Making the Church a Safe Place for Sorrow
Sometimes worship comes by way of weeping in the pew. When the broken enter the sanctuary of God on Sunday mornings, they do so, perhaps, with every fiber of their being tempting them to withdrawal. They drag their grief, depression, and sorrow behind them like a ball and chain, plodding along to their seats with the hope of going unnoticed in the crowd; that they manage to make it to church after peeling themselves out of bed is a grace manifested through gutsy volition.
So writes Christine Chappell in an excellent article posted at Servants of Grace.
For decades, I’ve been arguing that what the church needs is to view counseling as the one-another ministry of loving discipleship. We need to come alongside one another not merely to admonish toward fuller obedience, but also to comfort one another in times of deep sorrow and disillusionment. Perhaps nothing is more painful than walking through dark valleys alone, while others minimize the impact of pain and suffering upon our souls either actively, by repeatedly admonishing us to “buck up,” or through passive silence. What the church needs is to be the church!
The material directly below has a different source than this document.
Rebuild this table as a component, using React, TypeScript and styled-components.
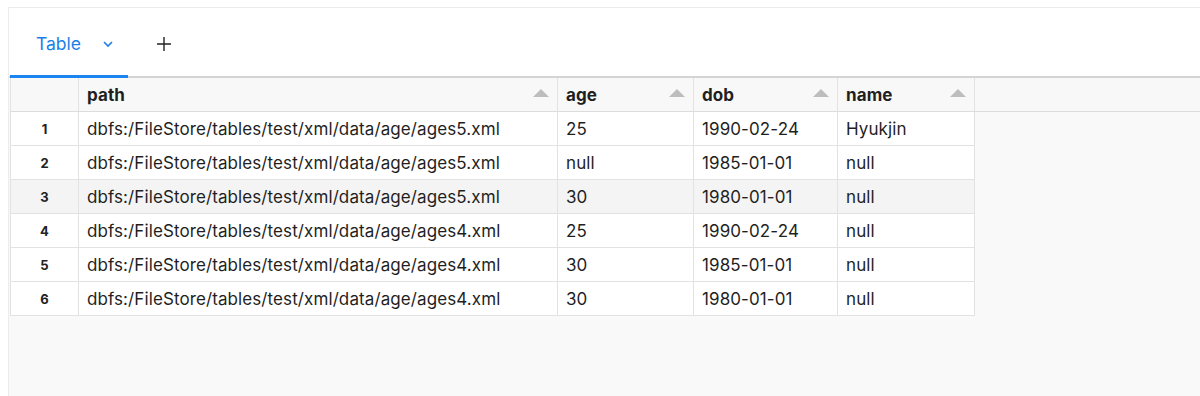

The author of this article affirms the same:
When the Apostle Paul teaches we’re to bear one another’s burdens, he encourages us to focus especially on those in the household of faith (Galatians 6:10). Unfortunately, the church reveals its impatience for the weak and weeping by outsourcing the soul care of its sheep to secular sources. In doing so, believers are given the impression that the Scriptures are not capable of walking them through seasons of excessive sorrow. Like spiritual lepers, they’re cast outside the house of God to find their convalescence and healing. As Dr. Dale Johnson, the Executive Director for the Association of Certified Biblical Counselors, rightly observes: “The church has demonstrated we ought to be a last resort to many human problems.”